SIPTU issues wake-up call on union decline

AS the proportion of workers in trade unions continues to fall, unions were told they would have to become more relevant to workers’ needs if they are to be able to represent them in the future.

Ten years ago, 60% of workers in the private sector were union members, but the number is now between 40% and 50%, said Brendan Hayes, vice-president of the country’s biggest union SIPTU, which has 250,000 members.

“Our membership is actually increasing, but is not keeping pace with the growth in employment. An issue of serious concern is that the proportion of the overall workforce in unions in dropping,” he told the south west regional SIPTU conference in Tralee, Co Kerry.

Pointing as an example to Donegal firm Fruit of the Loom, which is due to close next year, Mr Hayes said traditional jobs that were union-organised were disappearing rapidly and new jobs being created were, by and large, non-union ones. If that continued, unions would end up with a smaller proportion of the workforce and would find it increasingly difficult to represent members in the private sector.

“It would be only a matter of time after that before it would become difficult to represent members in the public sector as well,” he added.

SIPTU has set up a recruiting and organising unit with eight full-time staff, under one of its leading officials, Noel Dowling.

Mr Hayes said many unions had 100-year-old structures, but would now have to come into the 21st century.
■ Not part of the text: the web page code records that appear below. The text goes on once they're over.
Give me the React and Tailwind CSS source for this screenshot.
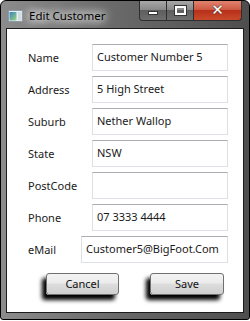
import React from 'react';

const fields = [
  { label: 'Name', value: 'Customer Number 5' },
  { label: 'Address', value: '5 High Street' },
  { label: 'Suburb', value: 'Nether Wallop' },
  { label: 'State', value: 'NSW' },
  { label: 'PostCode', value: '' },
  { label: 'Phone', value: '07 3333 4444' },
];

const AppIcon = () => (
  <svg width="15" height="12" viewBox="0 0 15 12">
    <defs>
      <linearGradient id="ig" x1="0" y1="0" x2="1" y2="1">
        <stop offset="0" stopColor="#3f7fc0" />
        <stop offset="0.6" stopColor="#6fb59a" />
        <stop offset="1" stopColor="#a9d37a" />
      </linearGradient>
    </defs>
    <rect x="0.5" y="0.5" width="14" height="11" fill="#e8eef2" stroke="#8c9aa5" />
    <rect x="1.5" y="2" width="7" height="8.5" fill="url(#ig)" />
    <rect x="10" y="2" width="3.5" height="8.5" fill="#d3dbe2" />
  </svg>
);

const CaptionButtons = () => (
  <div className="flex h-[20px] ml-auto mr-[7px]">
    <div className="w-[28px] h-full flex items-center justify-center border border-t-0 border-[#2e2e2e] rounded-bl-[4px] bg-[linear-gradient(#a8a8a8,#8a8a8a_45%,#5e5e5e_50%,#6e6e6e)]">
      <div className="w-[10px] h-[4px] bg-white border border-[#333] mt-[5px]" />
    </div>
    <div className="w-[27px] h-full flex items-center justify-center border border-t-0 border-l-0 border-[#2e2e2e] bg-[linear-gradient(#a8a8a8,#8a8a8a_45%,#5e5e5e_50%,#6e6e6e)]">
      <div className="w-[11px] h-[9px] border-[2px] border-white outline outline-1 outline-[#333]" />
    </div>
    <div className="w-[48px] h-full flex items-center justify-center border border-t-0 border-l-0 border-[#2e2e2e] rounded-br-[4px] bg-[linear-gradient(#e0836f,#cf5a43_45%,#b8301a_50%,#c94a2a)]">
      <span className="text-white font-black text-[15px] leading-none [text-shadow:0_0_1px_#333,0_0_1px_#333] font-['DejaVu_Sans',sans-serif]">✕</span>
    </div>
  </div>
);

const TextBox = ({ value, className }) => (
  <div className={`h-[27px] bg-white border border-[#dde1e6] border-t-[#abadb3] pl-[4px] pt-[4px] text-[11px] text-[#1a1a1a] leading-[15px] whitespace-nowrap overflow-hidden ${className}`}>
    {value}
  </div>
);

const Button = ({ children, className }) => (
  <div className={`h-[22px] flex items-center justify-center rounded-[3px] border border-[#707070] bg-[linear-gradient(#f3f3f3,#ebebeb_45%,#dddddd_50%,#cfcfcf)] shadow-[-4px_5px_4px_#000] text-[11px] text-[#111] ${className}`}>
    {children}
  </div>
);

export default function App() {
  return (
    <div className="w-[250px] h-[321px] bg-white font-['Segoe_UI','Noto_Sans',sans-serif]">
      <div className="w-[250px] h-[320px] flex flex-col border border-black rounded-t-[6px] rounded-b-[3px] bg-[linear-gradient(90deg,#8c8c8c,#6a6a6a_45%,#4e4e4e)] overflow-hidden">
        <div className="h-[27px] flex items-start">
          <div className="flex items-center pl-[7px] pt-[8px] gap-[6px]">
            <AppIcon />
            <span className="text-[11.5px] leading-[14px] text-black [text-shadow:0_0_8px_#fff,0_0_10px_#fff,0_0_12px_#fff]">Edit Customer</span>
          </div>
          <CaptionButtons />
        </div>
        <div className="flex-1 mx-[5px] mb-[6px] border border-[#1c1c1c] bg-white flex flex-col pt-[15px] pl-[21px] pr-[15px]">
          <div className="flex flex-col gap-[5px]">
            {fields.map((f) => (
              <div key={f.label} className="flex items-center">
                <span className="w-[64px] pt-[2px] text-[11px] text-[#1a1a1a]">{f.label}</span>
                <TextBox value={f.value} className="flex-1" />
              </div>
            ))}
            <div className="flex items-center">
              <span className="w-[53px] pt-[2px] text-[11px] text-[#1a1a1a]">eMail</span>
              <TextBox value="Customer5@BigFoot.Com" className="flex-1" />
            </div>
          </div>
          <div className="flex mt-[10px] pl-[18px]">
            <Button className="w-[73px]">Cancel</Button>
            <Button className="w-[74px] ml-[31px]">Save</Button>
          </div>
        </div>
      </div>
    </div>
  );
}
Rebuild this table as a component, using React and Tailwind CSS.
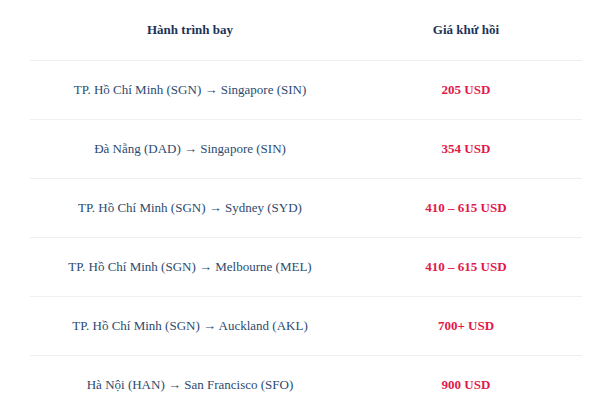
const ROUTES = [
  { route: 'TP. Hồ Chí Minh (SGN) → Singapore (SIN)', price: '205 USD' },
  { route: 'Đà Nẵng (DAD) → Singapore (SIN)', price: '354 USD' },
  { route: 'TP. Hồ Chí Minh (SGN) → Sydney (SYD)', price: '410 – 615 USD' },
  { route: 'TP. Hồ Chí Minh (SGN) → Melbourne (MEL)', price: '410 – 615 USD' },
  { route: 'TP. Hồ Chí Minh (SGN) → Auckland (AKL)', price: '700+ USD' },
  { route: 'Hà Nội (HAN) → San Francisco (SFO)', price: '900 USD' },
];

export default function App() {
  return (
    <div className="w-[600px] h-[400px] bg-white overflow-hidden [font-family:'Liberation_Serif','Times_New_Roman',serif] text-[13px]">
      <div className="ml-[30px] w-[552px]">
        <div className="flex h-[60px] items-center font-bold text-[#1c3358]">
          <div className="w-[320px] text-center">Hành trình bay</div>
          <div className="flex-1 text-center">Giá khứ hồi</div>
        </div>
        {ROUTES.map((r) => (
          <div key={r.route} className="flex h-[59px] items-center border-t border-[#efefef]">
            <div className="w-[320px] text-center text-[#2d4a6e]">{r.route}</div>
            <div className="flex-1 text-center font-bold text-[#e2184b]">{r.price}</div>
          </div>
        ))}
      </div>
    </div>
  );
}
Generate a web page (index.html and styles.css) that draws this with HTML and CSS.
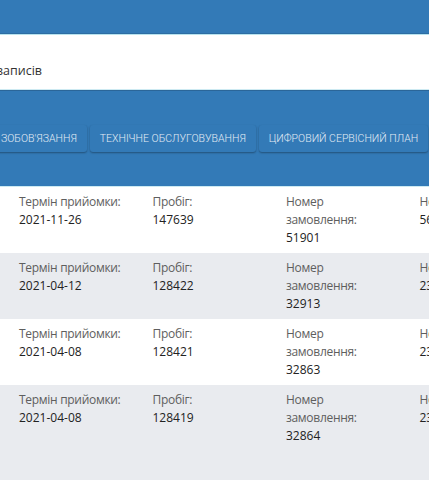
FILE: index.html
```html
<!DOCTYPE html>
<html lang="uk">
<head>
<meta charset="utf-8">
<link rel="stylesheet" href="styles.css">
</head>
<body>
<div class="topbar"></div>
<div class="info"><span class="info-text">записів</span></div>
<div class="tabs">
  <div class="tab-row">
    <div class="tab">ЗОБОВ'ЯЗАННЯ</div>
    <div class="tab">ТЕХНІЧНЕ ОБСЛУГОВУВАННЯ</div>
    <div class="tab">ЦИФРОВИЙ СЕРВІСНИЙ ПЛАН</div>
  </div>
</div>
<div class="rows">
  <div class="row">
    <div class="col"><div class="label">Термін прийомки:</div><div class="value">2021-11-26</div></div>
    <div class="col"><div class="label">Пробіг:</div><div class="value">147639</div></div>
    <div class="col"><div class="label">Номер замовлення:</div><div class="value">51901</div></div>
    <div class="col"><div class="label">Номер рахунку:</div><div class="value">56114</div></div>
  </div>
  <div class="row alt">
    <div class="col"><div class="label">Термін прийомки:</div><div class="value">2021-04-12</div></div>
    <div class="col"><div class="label">Пробіг:</div><div class="value">128422</div></div>
    <div class="col"><div class="label">Номер замовлення:</div><div class="value">32913</div></div>
    <div class="col"><div class="label">Номер рахунку:</div><div class="value">23307</div></div>
  </div>
  <div class="row">
    <div class="col"><div class="label">Термін прийомки:</div><div class="value">2021-04-08</div></div>
    <div class="col"><div class="label">Пробіг:</div><div class="value">128421</div></div>
    <div class="col"><div class="label">Номер замовлення:</div><div class="value">32863</div></div>
    <div class="col"><div class="label">Номер рахунку:</div><div class="value">23251</div></div>
  </div>
  <div class="row alt last">
    <div class="col"><div class="label">Термін прийомки:</div><div class="value">2021-04-08</div></div>
    <div class="col"><div class="label">Пробіг:</div><div class="value">128419</div></div>
    <div class="col"><div class="label">Номер замовлення:</div><div class="value">32864</div></div>
    <div class="col"><div class="label">Номер рахунку:</div><div class="value">23252</div></div>
  </div>
</div>
</body>
</html>
```
FILE: styles.css
```css
html, body {
  margin: 0;
  padding: 0;
  height: 100%;
}
body {
  width: 429px;
  height: 480px;
  overflow: hidden;
  font-family: "Open Sans", "Noto Sans", sans-serif;
  background: #e9ebef;
}
.topbar {
  height: 33px;
  background: #337ab7;
  border-bottom: 1px solid #2d6da3;
  box-shadow: 0 1px 0 #b9e3ef;
  position: relative;
}
.info {
  height: 54px;
  margin-top: 1px;
  background: #ffffff;
  border-bottom: 1px solid #cdeaf2;
  display: flex;
  align-items: center;
  font-size: 12.5px;
  color: #333;
}
.info-text {
  margin-left: -3px;
  padding-top: 16px;
}
.tabs {
  height: 95px;
  background: #337ab7;
  border-top: 1px solid #2b6699;
  border-bottom: 1px solid #cdeaf2;
  display: flex;
  align-items: center;
  overflow: hidden;
}
.tab-row {
  display: flex;
  gap: 3px;
  margin-left: -9px;
  margin-top: 0;
}
.tab {
  flex: none;
  height: 27px;
  line-height: 27px;
  padding: 0 10px;
  background: #337ab7;
  color: #e3ecf5;
  font-family: Roboto, "Liberation Sans", sans-serif;
  font-weight: 300;
  font-size: 10.5px;
  border-radius: 3px;
  box-shadow: 0 1px 2px rgba(0, 0, 0, 0.35);
  white-space: nowrap;
}
.rows {
  display: flex;
  flex-direction: column;
}
.row {
  display: flex;
  padding: 6px 0 6px 19px;
  background: #ffffff;
  font-size: 12px;
  line-height: 18px;
}
.row.alt {
  background: #e9ebef;
}
.row.last {
  height: 200px;
}
.col {
  flex: none;
  width: 108px;
  margin-right: 25.5px;
}
.label {
  color: #5e5e5e;
  letter-spacing: -0.3px;
}
.value {
  color: #222;
}
```
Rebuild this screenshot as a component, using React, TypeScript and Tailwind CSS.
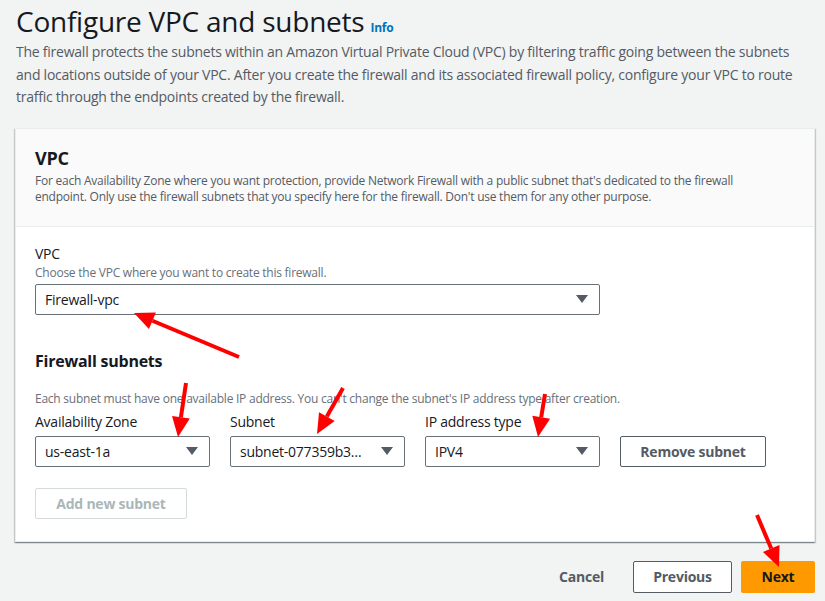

“We must restore faith in the capacity of the trade union movement to meet people’s needs, must do better for our existing members and need to be more in touch with them to deliver on their aspirations,” he added.

One of the hottest issues centred on the estimated 30,000 overseas workers expected to come into the country each year to meet the needs of a growing economy.

A motion by Cork number seven branch calling for a change in the work permit system - to ensure the worker and not the employer controlled the permit - was passed.

Teresa O’Sullivan, proposing, said great injustices were being done and overseas workers were extremely vulnerable to exploitation by unscrupulous employers.

Ms O’Sullivan, who said she worked in the contract cleaning sector for 20 years, called for an end to the “bonded slavery” of non-national workers and said the union should become their voice, as many were afraid to make their own voices heard.

Another Cork delegate, Anthony O’Sullivan, seconding, accused IBEC and the Government of endorsing “slavery, pure and simple” and claimed the system was being used to suppress the wages and conditions of existing workers.